All this cuts a sharp contrast with the description of wartime Lenningrad. The beauty of the music clashes with the death and despair on the streets of this city, and as a reader, you truly feel the pain and anguish of life there. It’s terrifying: while the music really is beautiful and warm, the description of life in 1941 makes you feel cold inside.

Chen really has a way with words: from creating music out of thin air, to creating sorrow on the next page, you wonder if you’re even reading a book at all anymore. I devoured this book in a one hour bus ride, and was so enthralled I almost missed my stop. Even when I got off the bus, I had five pages left to read, so I sat down at the stop and finished it. I really was transported to wartime Russia. This book is a real gem. Its subject matter is hard, and at every page you turn and think: “Wow, how can their situation get any worse?” – spoiler alert, somehow it does. The author never seems to exaggerate, creating an environment which felt wholly realistic to me.
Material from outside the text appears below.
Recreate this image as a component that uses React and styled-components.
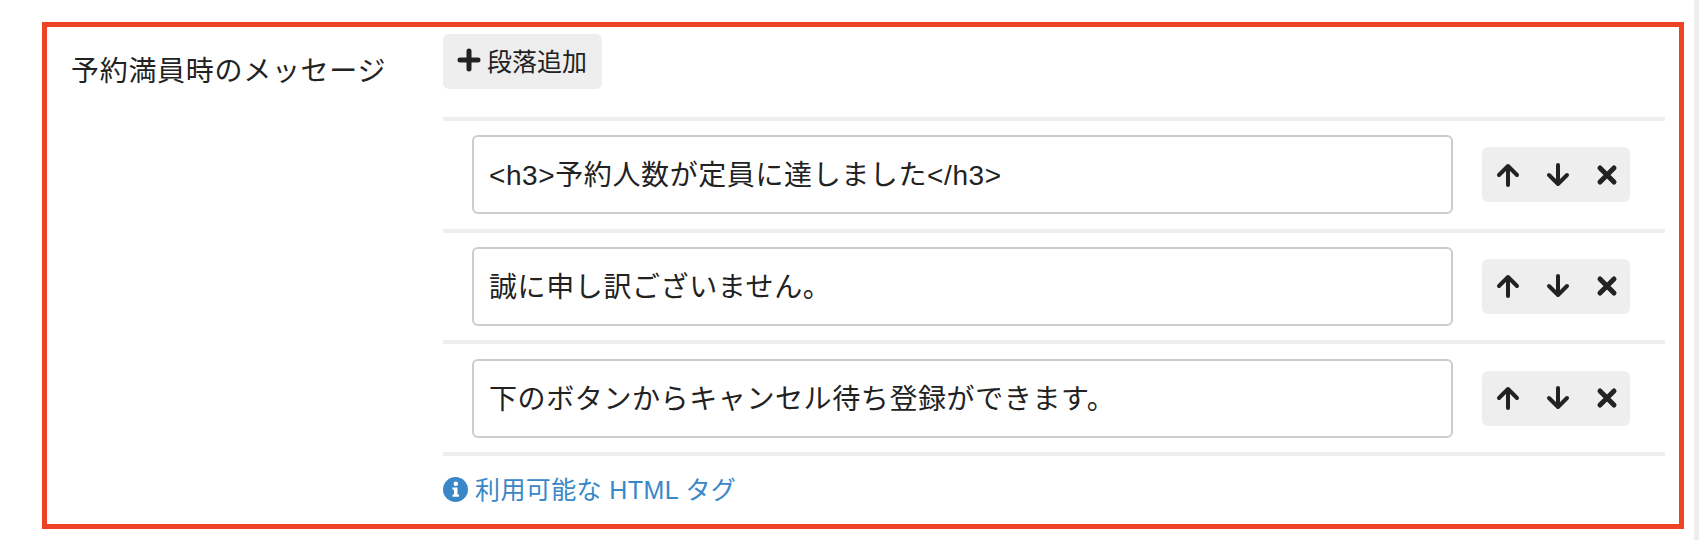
import React from "react";
import styled, { createGlobalStyle } from "styled-components";

const GlobalStyle = createGlobalStyle`
  html, body {
    margin: 0;
    padding: 0;
    background: #fff;
  }
  body {
    font-family: "Liberation Sans", "Noto Sans CJK JP", sans-serif;
    color: #222;
  }
`;

const Page = styled.div`
  width: 1699px;
  height: 540px;
  box-sizing: border-box;
  padding: 22px 10px 0 42px;
  overflow: hidden;
  border-right: 5px solid #eee;
`;

const FormRow = styled.section`
  display: flex;
  box-sizing: border-box;
  height: 507px;
  border: 5px solid #ee4325;
  padding: 7px 14px 0 24px;
`;

const Label = styled.label`
  width: 372px;
  flex: none;
  padding-top: 18px;
  font-size: 28px;
  line-height: 40px;
  letter-spacing: 0.7px;
  white-space: nowrap;
`;

const Fields = styled.div`
  flex: 1;
  min-width: 0;
`;

const AddButton = styled.button`
  display: flex;
  align-items: center;
  gap: 6px;
  width: 159px;
  height: 55px;
  padding: 0 0 3px 14px;
  border: 0;
  border-radius: 6px;
  background: #eee;
  color: #222;
  font: 25px "Liberation Sans", "Noto Sans CJK JP", sans-serif;
`;

const List = styled.div`
  margin-top: 28px;
  border-top: 4px solid #eee;
`;

const Item = styled.div`
  display: flex;
  align-items: center;
  height: 107.67px;
  padding: 0 35px 0 29px;
  border-bottom: 4px solid #eee;
`;

const TextBox = styled.div`
  flex: 1;
  box-sizing: border-box;
  height: 79px;
  padding: 3px 15px 0;
  border: 2px solid #ccc;
  border-radius: 6px;
  font-size: 28px;
  line-height: 72px;
  letter-spacing: 0.6px;
`;

const Tools = styled.div`
  display: flex;
  align-items: center;
  justify-content: space-between;
  box-sizing: border-box;
  width: 148px;
  height: 55px;
  margin-left: 29px;
  padding: 0 11px 0 14px;
  border-radius: 6px;
  background: #eee;
`;

const ToolIcon = styled.svg`
  display: block;
  width: 24px;
  height: 24px;
  fill: none;
  stroke: #222;
  stroke-width: 4;
  stroke-linecap: round;
  stroke-linejoin: round;
`;

const HelpLink = styled.a`
  display: flex;
  align-items: center;
  gap: 7px;
  margin-top: 14px;
  color: #3a87c8;
  font-size: 25px;
  line-height: 40px;
  letter-spacing: 0.4px;
`;

const UpIcon = () => (
  <ToolIcon viewBox="0 0 24 24"><path d="M12 22V3M3 12l9-9 9 9" /></ToolIcon>
);
const DownIcon = () => (
  <ToolIcon viewBox="0 0 24 24"><path d="M12 2v19M3 12l9 9 9-9" /></ToolIcon>
);
const CloseIcon = () => (
  <ToolIcon viewBox="0 0 24 24"><path d="M5 5l14 14M19 5L5 19" strokeWidth="5" /></ToolIcon>
);
const PlusIcon = () => (
  <ToolIcon viewBox="0 0 24 24"><path d="M12 3v18M3 12h18" strokeWidth="5" /></ToolIcon>
);
const InfoIcon = () => (
  <svg width="25" height="25" viewBox="0 0 25 25">
    <circle cx="12.5" cy="12.5" r="12.5" fill="#3a87c8" />
    <circle cx="12.8" cy="6.8" r="2.3" fill="#fff" />
    <path d="M9.5 10.5h5v7h1.5v2.2H9.5v-2.2h1.5v-4.8H9.5z" fill="#fff" />
  </svg>
);

const paragraphs = [
  "<h3>予約人数が定員に達しました</h3>",
  "誠に申し訳ございません。",
  "下のボタンからキャンセル待ち登録ができます。",
];

export default function App() {
  return (
    <Page>
      <GlobalStyle />
      <FormRow>
        <Label>予約満員時のメッセージ</Label>
        <Fields>
          <AddButton type="button">
            <PlusIcon />
            段落追加
          </AddButton>
          <List>
            {paragraphs.map((text) => (
              <Item key={text}>
                <TextBox>{text}</TextBox>
                <Tools>
                  <UpIcon />
                  <DownIcon />
                  <CloseIcon />
                </Tools>
              </Item>
            ))}
          </List>
          <HelpLink>
            <InfoIcon />
            利用可能な HTML タグ
          </HelpLink>
        </Fields>
      </FormRow>
    </Page>
  );
}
Anna herself is a great character: she’s realistic, relatable, and determined. You feel her emotions through the pages, you yearn to reach out a hand and pull her out. But when she plays music, you really feel as if you’re seeing the real Anna. She dwindles when she’s away from an instrument for too long.

The relationship that develops between the protagonist and her best friend is just as realistic as the rest. An atmosphere of “Will they, won’t they” sometimes hung in the air, (or in the pages I should say), and I was so pleased it didn’t go the way or the popular historical fiction (I’m trying so hard not to spoil anything). It’s a friendship I envy, one with mutual respect, a shared passion for music, and with honest conversation.

But yes, this book is painful. It’s set during WWII, after all. if there wasn’t the beauty of music to soften it, I would have lost it – which I think is the point! There is death, loss. Pain. Horror. Moments you wish you could put the book down, if it wasn’t so darn addicting. The ending, however, is perfect, and makes all the pain worth the read.

Make sure you pick up this amazing book!